» **Short problem**
Determine how many lines below hold the string "React". Reply with the number alone.

» **Stored data**
────────────────────
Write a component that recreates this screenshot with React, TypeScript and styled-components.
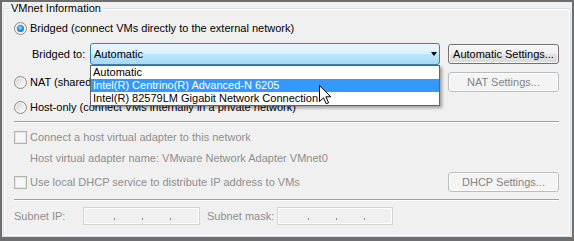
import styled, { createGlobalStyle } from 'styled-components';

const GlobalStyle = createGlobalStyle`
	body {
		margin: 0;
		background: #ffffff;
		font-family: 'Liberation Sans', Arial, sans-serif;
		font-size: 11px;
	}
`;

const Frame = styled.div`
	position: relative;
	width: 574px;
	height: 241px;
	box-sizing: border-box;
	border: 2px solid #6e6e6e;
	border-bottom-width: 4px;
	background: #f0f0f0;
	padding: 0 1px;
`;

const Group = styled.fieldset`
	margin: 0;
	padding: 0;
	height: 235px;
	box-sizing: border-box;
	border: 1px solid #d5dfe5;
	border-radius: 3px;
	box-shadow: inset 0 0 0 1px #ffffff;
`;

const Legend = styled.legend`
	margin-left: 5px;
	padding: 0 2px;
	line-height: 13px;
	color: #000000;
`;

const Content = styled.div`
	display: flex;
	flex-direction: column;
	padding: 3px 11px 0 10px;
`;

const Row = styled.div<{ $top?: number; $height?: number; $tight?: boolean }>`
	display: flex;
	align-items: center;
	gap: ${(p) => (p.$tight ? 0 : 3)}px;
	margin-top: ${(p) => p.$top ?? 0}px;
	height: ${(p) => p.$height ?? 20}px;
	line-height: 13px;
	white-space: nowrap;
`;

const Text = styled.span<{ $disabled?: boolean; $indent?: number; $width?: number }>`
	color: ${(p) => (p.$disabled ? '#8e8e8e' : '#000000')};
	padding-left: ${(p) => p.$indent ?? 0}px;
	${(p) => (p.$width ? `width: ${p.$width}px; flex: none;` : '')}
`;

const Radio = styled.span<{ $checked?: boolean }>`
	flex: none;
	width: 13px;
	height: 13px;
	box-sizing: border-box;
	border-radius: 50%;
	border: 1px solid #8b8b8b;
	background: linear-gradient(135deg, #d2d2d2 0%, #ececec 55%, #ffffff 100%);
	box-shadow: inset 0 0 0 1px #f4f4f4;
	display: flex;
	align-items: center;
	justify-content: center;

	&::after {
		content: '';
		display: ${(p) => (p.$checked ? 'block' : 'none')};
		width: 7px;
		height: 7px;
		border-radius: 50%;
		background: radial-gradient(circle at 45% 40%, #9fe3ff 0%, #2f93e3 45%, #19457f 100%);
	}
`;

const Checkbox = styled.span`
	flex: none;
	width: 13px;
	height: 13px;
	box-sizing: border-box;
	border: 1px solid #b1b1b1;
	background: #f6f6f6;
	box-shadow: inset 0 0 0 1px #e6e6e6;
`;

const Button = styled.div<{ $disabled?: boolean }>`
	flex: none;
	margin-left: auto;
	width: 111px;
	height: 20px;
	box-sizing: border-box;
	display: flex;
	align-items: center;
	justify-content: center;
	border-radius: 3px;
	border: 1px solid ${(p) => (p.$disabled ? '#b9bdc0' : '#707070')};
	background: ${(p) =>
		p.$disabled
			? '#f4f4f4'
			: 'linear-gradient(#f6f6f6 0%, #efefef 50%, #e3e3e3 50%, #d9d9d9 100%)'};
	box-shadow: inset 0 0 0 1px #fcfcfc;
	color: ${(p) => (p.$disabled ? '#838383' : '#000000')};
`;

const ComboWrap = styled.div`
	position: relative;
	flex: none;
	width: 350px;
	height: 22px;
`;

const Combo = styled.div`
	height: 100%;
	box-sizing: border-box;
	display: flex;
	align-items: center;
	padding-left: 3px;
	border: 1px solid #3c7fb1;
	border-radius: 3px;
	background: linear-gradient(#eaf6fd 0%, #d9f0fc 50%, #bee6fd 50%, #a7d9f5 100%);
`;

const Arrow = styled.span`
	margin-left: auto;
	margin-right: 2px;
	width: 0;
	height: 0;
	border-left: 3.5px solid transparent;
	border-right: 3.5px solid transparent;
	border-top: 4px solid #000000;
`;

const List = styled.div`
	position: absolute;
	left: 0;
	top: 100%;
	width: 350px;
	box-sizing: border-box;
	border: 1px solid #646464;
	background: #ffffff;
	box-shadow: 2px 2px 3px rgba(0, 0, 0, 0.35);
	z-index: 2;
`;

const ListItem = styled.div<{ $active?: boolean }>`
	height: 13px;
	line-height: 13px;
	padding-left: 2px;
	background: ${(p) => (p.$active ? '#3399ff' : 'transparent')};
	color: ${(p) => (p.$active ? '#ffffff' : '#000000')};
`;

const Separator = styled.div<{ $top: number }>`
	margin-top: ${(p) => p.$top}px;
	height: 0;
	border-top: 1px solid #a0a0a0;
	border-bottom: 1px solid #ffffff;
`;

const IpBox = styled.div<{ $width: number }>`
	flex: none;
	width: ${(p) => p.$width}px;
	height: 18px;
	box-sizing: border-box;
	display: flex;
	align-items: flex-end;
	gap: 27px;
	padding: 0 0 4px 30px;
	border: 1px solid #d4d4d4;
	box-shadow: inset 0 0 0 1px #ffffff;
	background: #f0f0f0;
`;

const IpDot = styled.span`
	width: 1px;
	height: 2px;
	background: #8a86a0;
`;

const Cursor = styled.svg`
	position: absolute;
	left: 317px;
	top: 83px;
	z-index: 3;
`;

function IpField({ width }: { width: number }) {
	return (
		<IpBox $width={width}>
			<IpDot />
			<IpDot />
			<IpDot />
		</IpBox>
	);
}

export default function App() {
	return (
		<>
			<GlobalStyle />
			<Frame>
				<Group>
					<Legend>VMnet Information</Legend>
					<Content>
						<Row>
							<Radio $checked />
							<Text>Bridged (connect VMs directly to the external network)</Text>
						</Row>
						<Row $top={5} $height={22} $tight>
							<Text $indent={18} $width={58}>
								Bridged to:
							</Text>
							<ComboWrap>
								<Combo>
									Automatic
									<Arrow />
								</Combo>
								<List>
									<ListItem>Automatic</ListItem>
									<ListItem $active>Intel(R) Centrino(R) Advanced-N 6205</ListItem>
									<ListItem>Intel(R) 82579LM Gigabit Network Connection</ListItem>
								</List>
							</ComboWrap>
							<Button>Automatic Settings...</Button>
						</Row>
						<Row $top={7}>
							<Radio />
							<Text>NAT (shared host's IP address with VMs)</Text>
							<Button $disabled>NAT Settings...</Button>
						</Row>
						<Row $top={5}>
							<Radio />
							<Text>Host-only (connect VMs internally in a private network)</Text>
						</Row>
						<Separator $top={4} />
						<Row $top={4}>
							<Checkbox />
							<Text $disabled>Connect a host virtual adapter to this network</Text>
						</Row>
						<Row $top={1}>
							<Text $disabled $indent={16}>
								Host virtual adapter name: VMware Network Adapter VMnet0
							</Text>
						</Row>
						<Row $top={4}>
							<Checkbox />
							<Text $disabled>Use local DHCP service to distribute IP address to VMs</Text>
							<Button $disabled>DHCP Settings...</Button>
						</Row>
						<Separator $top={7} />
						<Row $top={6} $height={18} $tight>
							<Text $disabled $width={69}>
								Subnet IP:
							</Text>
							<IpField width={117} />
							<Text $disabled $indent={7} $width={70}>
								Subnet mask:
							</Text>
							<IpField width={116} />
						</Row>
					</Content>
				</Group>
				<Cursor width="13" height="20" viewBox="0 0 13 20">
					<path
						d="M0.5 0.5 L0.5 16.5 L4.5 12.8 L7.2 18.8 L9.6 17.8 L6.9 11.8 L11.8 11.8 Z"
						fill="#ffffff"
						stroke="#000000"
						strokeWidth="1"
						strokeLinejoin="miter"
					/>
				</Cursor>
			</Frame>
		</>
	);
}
────────────────────
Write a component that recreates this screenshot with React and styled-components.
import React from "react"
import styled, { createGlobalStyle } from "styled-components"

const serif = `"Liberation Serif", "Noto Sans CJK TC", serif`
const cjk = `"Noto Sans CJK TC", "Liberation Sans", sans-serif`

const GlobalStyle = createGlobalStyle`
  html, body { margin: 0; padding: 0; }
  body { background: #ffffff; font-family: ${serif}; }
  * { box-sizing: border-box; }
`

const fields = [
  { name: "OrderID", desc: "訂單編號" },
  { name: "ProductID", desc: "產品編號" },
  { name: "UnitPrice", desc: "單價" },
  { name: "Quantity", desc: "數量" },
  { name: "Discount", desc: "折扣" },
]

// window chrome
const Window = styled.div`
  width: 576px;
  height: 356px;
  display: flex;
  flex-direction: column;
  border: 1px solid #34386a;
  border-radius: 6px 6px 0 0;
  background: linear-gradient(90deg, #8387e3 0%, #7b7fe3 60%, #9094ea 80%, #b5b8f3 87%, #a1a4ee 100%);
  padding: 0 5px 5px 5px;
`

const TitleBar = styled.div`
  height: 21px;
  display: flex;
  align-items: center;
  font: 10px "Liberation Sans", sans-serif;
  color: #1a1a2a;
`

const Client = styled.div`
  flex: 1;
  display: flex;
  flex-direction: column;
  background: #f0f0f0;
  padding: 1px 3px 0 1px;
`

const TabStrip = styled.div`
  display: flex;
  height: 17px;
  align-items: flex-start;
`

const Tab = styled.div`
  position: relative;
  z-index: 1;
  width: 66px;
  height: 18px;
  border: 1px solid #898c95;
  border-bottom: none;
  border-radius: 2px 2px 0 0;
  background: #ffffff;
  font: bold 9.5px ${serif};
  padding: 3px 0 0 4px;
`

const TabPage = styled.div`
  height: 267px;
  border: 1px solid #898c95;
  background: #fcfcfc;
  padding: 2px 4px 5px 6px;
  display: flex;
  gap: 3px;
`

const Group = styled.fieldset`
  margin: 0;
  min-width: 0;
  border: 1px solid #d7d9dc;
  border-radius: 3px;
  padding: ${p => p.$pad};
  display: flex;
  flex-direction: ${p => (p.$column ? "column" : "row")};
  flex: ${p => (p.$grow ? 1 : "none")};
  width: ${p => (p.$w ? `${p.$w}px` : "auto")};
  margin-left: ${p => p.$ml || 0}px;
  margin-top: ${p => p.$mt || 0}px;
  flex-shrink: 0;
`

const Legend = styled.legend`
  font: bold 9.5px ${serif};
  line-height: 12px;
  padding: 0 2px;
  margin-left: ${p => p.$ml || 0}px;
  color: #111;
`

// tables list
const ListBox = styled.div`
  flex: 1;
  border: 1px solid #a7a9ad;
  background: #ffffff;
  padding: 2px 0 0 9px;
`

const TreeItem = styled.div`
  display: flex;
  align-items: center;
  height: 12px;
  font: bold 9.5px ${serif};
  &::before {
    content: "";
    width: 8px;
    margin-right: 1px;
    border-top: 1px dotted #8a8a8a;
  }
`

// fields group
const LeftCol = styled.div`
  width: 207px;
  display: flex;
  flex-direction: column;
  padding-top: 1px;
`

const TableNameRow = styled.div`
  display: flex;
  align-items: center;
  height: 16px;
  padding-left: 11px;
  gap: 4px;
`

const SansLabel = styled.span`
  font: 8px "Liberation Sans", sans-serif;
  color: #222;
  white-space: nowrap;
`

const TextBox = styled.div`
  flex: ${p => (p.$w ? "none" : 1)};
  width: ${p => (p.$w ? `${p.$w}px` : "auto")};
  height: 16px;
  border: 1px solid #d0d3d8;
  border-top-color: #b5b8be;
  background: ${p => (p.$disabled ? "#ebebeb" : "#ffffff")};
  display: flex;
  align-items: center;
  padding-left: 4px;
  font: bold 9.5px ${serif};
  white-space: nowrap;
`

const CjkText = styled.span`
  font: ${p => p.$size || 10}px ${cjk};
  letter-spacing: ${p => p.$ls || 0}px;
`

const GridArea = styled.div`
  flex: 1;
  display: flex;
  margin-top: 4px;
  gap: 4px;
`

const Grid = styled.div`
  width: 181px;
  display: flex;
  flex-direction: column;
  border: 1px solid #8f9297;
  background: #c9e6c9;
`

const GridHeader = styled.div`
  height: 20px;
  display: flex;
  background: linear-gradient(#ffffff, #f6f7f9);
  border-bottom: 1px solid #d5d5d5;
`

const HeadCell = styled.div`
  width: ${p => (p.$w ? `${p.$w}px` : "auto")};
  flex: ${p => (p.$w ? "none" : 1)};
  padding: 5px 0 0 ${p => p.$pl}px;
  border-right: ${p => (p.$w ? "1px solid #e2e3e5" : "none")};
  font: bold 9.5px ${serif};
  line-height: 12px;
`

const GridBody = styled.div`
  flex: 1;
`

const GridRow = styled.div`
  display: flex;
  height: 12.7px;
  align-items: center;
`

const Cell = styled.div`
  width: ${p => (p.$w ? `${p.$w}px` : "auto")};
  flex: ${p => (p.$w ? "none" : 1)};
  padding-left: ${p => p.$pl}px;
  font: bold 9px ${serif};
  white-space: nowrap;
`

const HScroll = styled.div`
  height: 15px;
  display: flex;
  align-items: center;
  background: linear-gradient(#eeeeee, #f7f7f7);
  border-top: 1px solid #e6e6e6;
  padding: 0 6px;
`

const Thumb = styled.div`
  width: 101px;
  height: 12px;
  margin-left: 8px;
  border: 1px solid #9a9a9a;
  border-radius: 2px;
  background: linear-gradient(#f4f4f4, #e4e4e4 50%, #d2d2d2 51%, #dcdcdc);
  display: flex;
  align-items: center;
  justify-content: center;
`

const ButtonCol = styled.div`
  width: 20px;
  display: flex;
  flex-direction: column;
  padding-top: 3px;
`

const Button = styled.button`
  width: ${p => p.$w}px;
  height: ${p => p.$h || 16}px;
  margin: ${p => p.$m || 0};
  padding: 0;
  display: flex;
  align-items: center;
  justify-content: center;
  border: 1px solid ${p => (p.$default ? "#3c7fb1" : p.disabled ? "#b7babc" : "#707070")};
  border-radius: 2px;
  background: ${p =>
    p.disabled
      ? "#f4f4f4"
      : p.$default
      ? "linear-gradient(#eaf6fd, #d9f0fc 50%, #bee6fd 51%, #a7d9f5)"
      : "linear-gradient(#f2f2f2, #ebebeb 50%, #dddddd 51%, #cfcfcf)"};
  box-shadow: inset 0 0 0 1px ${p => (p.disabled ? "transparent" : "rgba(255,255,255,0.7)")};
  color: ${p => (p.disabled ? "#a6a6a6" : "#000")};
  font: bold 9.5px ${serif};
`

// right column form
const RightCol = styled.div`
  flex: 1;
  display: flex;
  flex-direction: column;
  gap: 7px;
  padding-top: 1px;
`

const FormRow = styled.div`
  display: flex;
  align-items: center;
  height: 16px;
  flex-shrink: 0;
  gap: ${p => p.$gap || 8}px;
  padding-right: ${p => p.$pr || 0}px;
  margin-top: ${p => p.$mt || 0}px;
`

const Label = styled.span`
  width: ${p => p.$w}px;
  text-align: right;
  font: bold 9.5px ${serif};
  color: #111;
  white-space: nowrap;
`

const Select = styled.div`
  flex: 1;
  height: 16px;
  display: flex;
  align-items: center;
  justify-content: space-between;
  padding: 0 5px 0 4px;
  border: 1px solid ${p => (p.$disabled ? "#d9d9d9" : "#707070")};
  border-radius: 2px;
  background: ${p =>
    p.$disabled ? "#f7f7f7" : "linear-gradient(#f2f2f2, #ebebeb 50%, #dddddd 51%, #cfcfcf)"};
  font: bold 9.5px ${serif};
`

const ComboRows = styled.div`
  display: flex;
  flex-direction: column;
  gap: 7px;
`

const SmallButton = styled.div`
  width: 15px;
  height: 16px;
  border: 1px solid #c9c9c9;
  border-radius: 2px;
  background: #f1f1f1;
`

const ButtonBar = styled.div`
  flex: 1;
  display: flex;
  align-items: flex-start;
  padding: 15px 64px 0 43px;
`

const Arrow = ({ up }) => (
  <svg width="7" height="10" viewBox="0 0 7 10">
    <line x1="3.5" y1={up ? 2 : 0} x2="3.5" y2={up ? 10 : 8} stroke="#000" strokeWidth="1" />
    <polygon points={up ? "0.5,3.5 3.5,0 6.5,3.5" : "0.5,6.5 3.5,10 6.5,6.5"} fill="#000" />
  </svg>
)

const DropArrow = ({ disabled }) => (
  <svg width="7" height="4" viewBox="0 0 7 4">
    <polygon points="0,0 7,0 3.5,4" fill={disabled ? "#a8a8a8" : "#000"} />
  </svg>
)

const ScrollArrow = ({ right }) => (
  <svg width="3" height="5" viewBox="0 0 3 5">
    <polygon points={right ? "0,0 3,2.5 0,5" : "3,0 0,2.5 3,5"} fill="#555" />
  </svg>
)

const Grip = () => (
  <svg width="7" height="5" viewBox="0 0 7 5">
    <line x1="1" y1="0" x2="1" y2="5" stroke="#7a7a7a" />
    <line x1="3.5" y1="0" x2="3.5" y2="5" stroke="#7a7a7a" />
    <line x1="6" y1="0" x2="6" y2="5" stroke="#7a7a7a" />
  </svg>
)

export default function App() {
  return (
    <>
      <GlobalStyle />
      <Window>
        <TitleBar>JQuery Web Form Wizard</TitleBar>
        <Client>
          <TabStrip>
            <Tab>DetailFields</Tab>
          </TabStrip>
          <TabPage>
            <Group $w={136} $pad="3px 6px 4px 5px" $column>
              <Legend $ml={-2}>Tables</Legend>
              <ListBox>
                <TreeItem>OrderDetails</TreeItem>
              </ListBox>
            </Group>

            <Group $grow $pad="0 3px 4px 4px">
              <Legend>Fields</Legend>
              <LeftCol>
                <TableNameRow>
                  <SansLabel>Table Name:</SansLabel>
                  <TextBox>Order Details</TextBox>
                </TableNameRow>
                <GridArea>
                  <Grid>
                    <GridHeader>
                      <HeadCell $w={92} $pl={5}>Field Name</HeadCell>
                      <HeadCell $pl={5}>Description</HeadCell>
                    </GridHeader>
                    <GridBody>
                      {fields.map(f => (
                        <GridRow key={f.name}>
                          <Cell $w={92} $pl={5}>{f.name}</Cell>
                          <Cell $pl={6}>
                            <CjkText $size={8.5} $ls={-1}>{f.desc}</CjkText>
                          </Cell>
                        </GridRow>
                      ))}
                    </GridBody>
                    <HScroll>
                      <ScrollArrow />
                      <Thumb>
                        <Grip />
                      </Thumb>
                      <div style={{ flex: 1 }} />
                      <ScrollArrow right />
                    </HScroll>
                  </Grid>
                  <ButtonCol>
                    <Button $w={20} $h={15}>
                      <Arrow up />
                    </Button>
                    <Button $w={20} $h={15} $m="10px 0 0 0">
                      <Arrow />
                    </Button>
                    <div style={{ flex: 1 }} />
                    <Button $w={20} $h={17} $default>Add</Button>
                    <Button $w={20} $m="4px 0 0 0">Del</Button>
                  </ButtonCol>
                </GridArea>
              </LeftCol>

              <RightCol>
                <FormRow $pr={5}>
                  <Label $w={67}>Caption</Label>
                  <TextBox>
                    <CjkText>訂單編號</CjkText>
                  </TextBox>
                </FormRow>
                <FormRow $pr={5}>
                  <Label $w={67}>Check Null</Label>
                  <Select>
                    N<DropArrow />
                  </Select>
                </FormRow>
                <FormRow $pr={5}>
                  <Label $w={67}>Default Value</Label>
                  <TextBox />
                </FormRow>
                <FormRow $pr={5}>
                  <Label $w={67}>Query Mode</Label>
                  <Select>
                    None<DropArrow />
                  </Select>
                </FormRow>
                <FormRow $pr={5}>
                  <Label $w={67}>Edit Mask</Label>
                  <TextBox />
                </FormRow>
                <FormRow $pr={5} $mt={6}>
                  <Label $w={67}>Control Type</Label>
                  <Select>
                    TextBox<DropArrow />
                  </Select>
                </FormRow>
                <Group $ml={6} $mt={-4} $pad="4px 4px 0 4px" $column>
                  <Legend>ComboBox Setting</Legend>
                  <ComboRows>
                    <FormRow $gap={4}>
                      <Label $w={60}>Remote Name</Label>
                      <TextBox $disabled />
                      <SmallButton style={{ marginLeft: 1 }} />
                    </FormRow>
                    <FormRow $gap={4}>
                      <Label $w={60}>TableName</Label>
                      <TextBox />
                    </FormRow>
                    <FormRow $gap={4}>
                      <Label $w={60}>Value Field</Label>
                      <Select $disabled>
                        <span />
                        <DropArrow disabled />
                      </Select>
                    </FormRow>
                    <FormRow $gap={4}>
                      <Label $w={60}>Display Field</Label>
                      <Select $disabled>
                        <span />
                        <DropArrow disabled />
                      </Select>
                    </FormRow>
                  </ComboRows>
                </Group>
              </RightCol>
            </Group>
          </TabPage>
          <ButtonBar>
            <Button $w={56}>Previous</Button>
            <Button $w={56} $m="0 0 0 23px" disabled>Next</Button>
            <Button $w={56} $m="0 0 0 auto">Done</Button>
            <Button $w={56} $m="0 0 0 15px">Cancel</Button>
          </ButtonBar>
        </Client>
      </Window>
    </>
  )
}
────────────────────
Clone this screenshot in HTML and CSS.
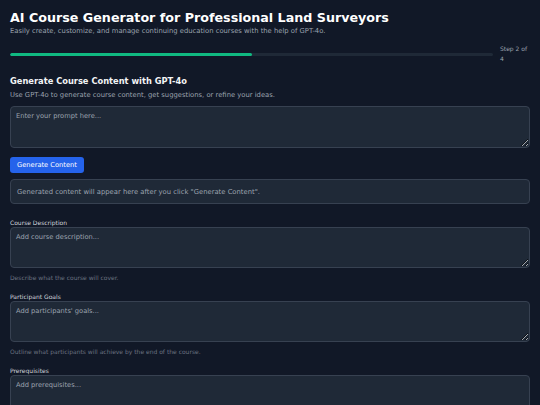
────────────────────
» **The solution**
3